Measuring Word of Mouth: No one includes a track code in their conversation
The most common Social ROI calculation comes by taking the number of people who click a link from a Tweet, Facebook posts, etc and within the same cookie-measured period convert to an action of some sort whether that’s a sign up, a lead, or a sale. This is simple, logical and traditional ROI methodology and yet fundamentally misses measuring how social actually works: person to person.
Just imagine if this scenario were applied offline…
Running off of the previous sample people are mentioning brand all over the place… in the mall, around a sports game but you’d even dream that they’d include a specific reference code along with their endorsement or that when the people they told it too walked into your business they would recite that code, or much of anything about the introduction, back to you. On the web it’s the same. People don’t share links that you pick. They take your story and write their own intro, they mention you once in a longer tweet, or as a offshoot in a blog post and the more embedded the mention is, the more relevant and authentic it becomes. An affiliate link from a friend is worry little; a raving review is worth everything.
Measuring Conversations: The door is closing on what’s being said
A recent CEA survey indicated that only 26% of people believe they’re sharing anything publicly on social networks. As the demand for privacy is grows, people are cutting off read access and locking down across many tools and that means less to see, less to read. But the desire for reporting doesn’t slow just because the data is limited; instead we turn to what remains open and use that. Twitter, parts of Google+ and the open posts on Facebook. On one hand all good barometers to gleam out individual remarks and action they remain fundamentally flawed by their population bias, by their sample size and thus as an overall read the fail provide anything comprehensive.
It’s like doing research on your nation-wide customer habits by only calling people who live in Texas.
Even if you’re more sophisticated, doing backend data matching with your follower list against customers, you’ll still be left making conclusions off a fraction. Think about it: the top brands have 5, maybe 10 million fans against 10 or 20 times that many customers…. People like a page on their terms and often long after getting a product, if ever. But does that mean social was missing from the equation?
Measuring the “other “benefits: Social is more than just sales, much more.
Just as important as how we measure is what we measure and the evidence is that it’s not all about the sales. Again this is natural — the flow of social is that people who have experienced, who have a problem, who really like what we do are the ones that connect, not just those on the fence. Thus the benefits come all over… cost savings in service… reputation improvement… a boost to retention… even product development insights.
But while sales are easy to break apart, the so called “soft benefits” are no. What’s lift of knowing to put more cheese on the next pizza? How about in answering the phones quicker? These are tough questions with no direct result and it often takes months or even years for a chance to fully impact the consideration and purchase processes. So we turn back to what can see and what we always use judge marketing because face it, we’re still calling social media, and that’s sales.

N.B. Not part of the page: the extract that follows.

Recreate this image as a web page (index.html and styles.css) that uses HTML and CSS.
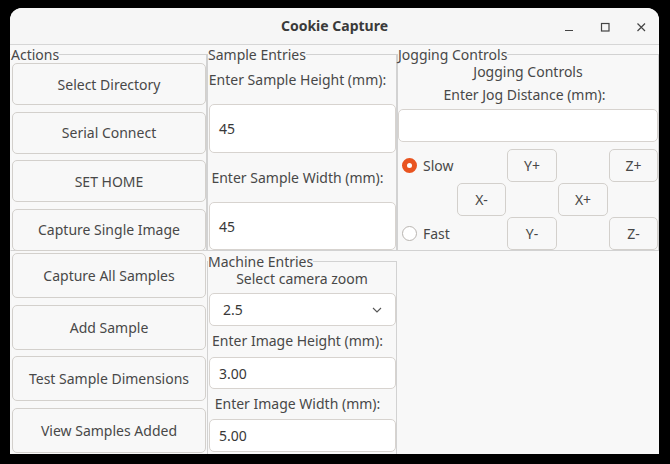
FILE: index.html
```html
<!DOCTYPE html>
<html>
<head>
<meta charset="utf-8">
<link rel="stylesheet" href="styles.css">
</head>
<body>
<div class="window">
  <div class="titlebar">
    <span class="title">Cookie Capture</span>
    <div class="controls">
      <svg class="ctl" width="12" height="12" viewBox="0 0 12 12"><path d="M2 9.5h8" stroke="#444" stroke-width="1.2"/></svg>
      <svg class="ctl" width="12" height="12" viewBox="0 0 12 12"><rect x="2.5" y="2.5" width="7.5" height="7.5" fill="none" stroke="#444" stroke-width="1.2"/></svg>
      <svg class="ctl" width="12" height="12" viewBox="0 0 12 12"><path d="M2.5 2.5l7.5 7.5M10 2.5l-7.5 7.5" stroke="#444" stroke-width="1.2"/></svg>
    </div>
  </div>
  <div class="content">
    <fieldset class="lf actions">
      <legend>Actions</legend>
      <div class="btn-col">
        <button class="btn">Select Directory</button>
        <button class="btn">Serial Connect</button>
        <button class="btn">SET HOME</button>
        <button class="btn">Capture Single Image</button>
      </div>
    </fieldset>
    <fieldset class="lf sample">
      <legend>Sample Entries</legend>
      <div class="lbl l1">Enter Sample Height (mm):</div>
      <div class="entry big e1">45</div>
      <div class="lbl l2">Enter Sample Width (mm):</div>
      <div class="entry big e2">45</div>
    </fieldset>
    <fieldset class="lf jog">
      <legend>Jogging Controls</legend>
      <div class="lbl jt">Jogging Controls</div>
      <div class="lbl jd">Enter Jog Distance (mm):</div>
      <div class="entry jentry"></div>
      <div class="jgrid">
        <div class="radio r-slow"><span class="dot on"></span>Slow</div>
        <button class="btn jb c3 r1">Y+</button>
        <button class="btn jb c5 r1">Z+</button>
        <button class="btn jb c2 r2">X-</button>
        <button class="btn jb c4 r2">X+</button>
        <div class="radio r-fast"><span class="dot"></span>Fast</div>
        <button class="btn jb c3 r3">Y-</button>
        <button class="btn jb c5 r3">Z-</button>
      </div>
    </fieldset>
    <div class="btn-col lower">
      <button class="btn tall">Capture All Samples</button>
      <button class="btn tall">Add Sample</button>
      <button class="btn tall">Test Sample Dimensions</button>
      <button class="btn tall">View Samples Added</button>
    </div>
    <fieldset class="lf machine">
      <legend>Machine Entries</legend>
      <div class="lbl m0">Select camera zoom</div>
      <div class="entry combo"><span>2.5</span>
        <svg width="10" height="6" viewBox="0 0 10 6"><path d="M1 1l4 4 4-4" fill="none" stroke="#555" stroke-width="1.1"/></svg>
      </div>
      <div class="lbl m1">Enter Image Height (mm):</div>
      <div class="entry sm m1e">3.00</div>
      <div class="lbl m2">Enter Image Width (mm):</div>
      <div class="entry sm m2e">5.00</div>
    </fieldset>
    <div class="empty"></div>
  </div>
</div>
</body>
</html>
```
FILE: styles.css
```css
html, body {
  margin: 0;
  padding: 0;
  background: #000;
}
body {
  padding: 8px 0 0 10px;
  font-family: "Noto Sans", "DejaVu Sans", sans-serif;
  font-size: 14px;
  color: #484848;
}
.window {
  width: 649px;
  height: 446px;
  background: #f8f8f8;
  border-radius: 12px 12px 0 0;
  overflow: hidden;
}
.titlebar {
  height: 36px;
  border-bottom: 1px solid #d6d6d6;
  background: #f6f6f6;
  display: flex;
  align-items: center;
  justify-content: center;
  position: relative;
}
.title {
  font-weight: bold;
  font-size: 14px;
  color: #3a3a3a;
  margin-top: -1px;
}
.controls {
  position: absolute;
  right: 12px;
  top: 13px;
  display: flex;
  gap: 24px;
}
.ctl { display: block; }
.content {
  display: grid;
  grid-template-columns: 197px 190px 262px;
  grid-template-rows: 206px 203px;
}
.lf {
  margin: 0;
  padding: 0;
  min-width: 0;
  border: 1px solid #d2d2d2;
  display: flex;
  flex-direction: column;
}
.lf legend {
  padding: 0;
  margin: 0;
  line-height: 15px;
  font-size: 14px;
  color: #484848;
}
.actions, .sample, .jog { margin-top: 2px; }
.actions { border-left-color: transparent; }
.btn {
  font: inherit;
  color: #484848;
  background: #f8f8f8;
  border: 1px solid #d3d0cc;
  border-radius: 5px;
  padding: 0;
  margin: 0;
  box-sizing: border-box;
}
.btn-col {
  display: flex;
  flex-direction: column;
  gap: 6.5px;
  padding: 1px 0 0 1px;
}
.btn-col .btn { height: 42px; width: 100%; }
.lower {
  padding: 2px 1px 0 2px;
  gap: 6.7px;
}
.lower .btn.tall { height: 45px; }
.lbl {
  height: 20px;
  line-height: 20px;
  text-align: center;
  white-space: nowrap;
}
.entry {
  background: #fff;
  border: 1px solid #d7d3cf;
  border-radius: 5px;
  box-sizing: border-box;
  color: #383838;
  display: flex;
  align-items: center;
  padding-left: 9px;
}
.sample .lbl { padding-right: 9px; }
.l1 { margin-top: 8px; }
.e1 { margin: 14px 0 0 1px; height: 49px; }
.l2 { margin-top: 15px; }
.e2 { margin: 14px 0 0 1px; height: 48px; }
.jt { margin-top: 0; }
.jd { margin-top: 3px; padding-right: 7px; }
.jentry { margin-top: 4px; height: 33px; }
.jgrid {
  margin-top: 7px;
  display: grid;
  grid-template-columns: 59px 50px 51px 51px 49px;
  grid-template-rows: 33px 33px 33px;
  row-gap: 1px;
}
.jb { width: calc(100% - 1px); height: 33px; }
.c5.jb { width: 100%; }
.c2 { grid-column: 2; }
.c3 { grid-column: 3; }
.c4 { grid-column: 4; }
.c5 { grid-column: 5; }
.r1 { grid-row: 1; }
.r2 { grid-row: 2; }
.r3 { grid-row: 3; }
.radio {
  display: flex;
  align-items: center;
  gap: 6px;
  padding-left: 4px;
}
.r-slow { grid-column: 1; grid-row: 1; }
.r-fast { grid-column: 1; grid-row: 3; }
.dot {
  width: 15px;
  height: 15px;
  border-radius: 50%;
  box-sizing: border-box;
  border: 1px solid #b9b5b1;
  background: #fff;
  flex: none;
}
.dot.on {
  border: 5px solid #e95420;
  background: #fff;
}
.machine { margin-top: 3px; height: 200px; }
.machine .lbl { padding-right: 9px; }
.machine .m0 { padding-right: 0; }
.combo {
  margin: 4px 0 0 1px;
  height: 33px;
  padding-left: 13px;
  padding-right: 13px;
  justify-content: space-between;
}
.combo svg { display: block; }
.m1 { margin-top: 5px; }
.m1e { margin: 6px 0 0 1px; height: 32px; }
.m2 { margin-top: 5px; }
.m2e { margin: 5px 0 0 1px; height: 33px; }
```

So while we may remark that there’s “other benefits because we can’t quantify them per interaction, per fan, per anything into a clean dollars and cents column, ROI becomes sales on investment, reduced calls on investment, coupons printed on investment and we quickly stop considering anything else.
But it’s not just what we measure: How we influence has changed.
The sales funnel is no linear. There’s no entry point, no requirement to visit a store, order a catalog or go to a website to start thinking about a brand or a purchase. Smartphones, tablets, kiosks, mall stores, retail, ecommerce… we’ve gone from one to two to over a half dozen purchasing channels.
And how we expect to behave is shifting as a result. When you can share anything and you know your network can access everything, what matters is your spin, your opinion why waste characters on a link everyone knows or can find. Amazon gives out a $5 or $10 offer and more tweets ask people if they used it or about it than end up linking to it. If you only tracked the clicks to conversions, you’d miss success.
By following what we can see, we’re abandoning the big picture.
The danger isn’t in measuring what we can see; it’s in assuming that what we measure is what’s happening. When we have data we logically want to follow what it says but in social the data is just an indicator of what’s risen to the top, what’s public, what’s got our magic link involved.
If we make that slice our focus where does it lead us? The logical jump on making more that we can track, more of the same, more of what we say is “working”. Abandon the casual mention, forget people telling a friend, the smartphone photo in the store, the self-made pin… those don’t associate with clicks, leads or sales. Instead bring out the funnel… the offer sign up form, the coupons, and the contest.
Those aren’t bad things on their own by any stretch but are they social? Do they have correlation to opening up to interact with our customer? To show our expertise? Build our sense of value? Reposition our brand in a market that expects transparency? Or even drives people to want to tell their friend so they can try it too? By focusing on what call ROI what we’re saying is focus on what can carry through to ROI and while that’s improving, it’s the story, it’s not what social really does, it’s not where success is.
… When I was a new direct response marketer I let myself believe that the influence my message had was captured by a funnel we created, we defined and we wanted to force. Social is the inverse of that reality and it’s our job as marketers to insure everyone understands the distinction between a useful datapoint and an all-encompassing report. If the conversation becomes “do ___, it’s giving us the most customers” we’re not doing it right.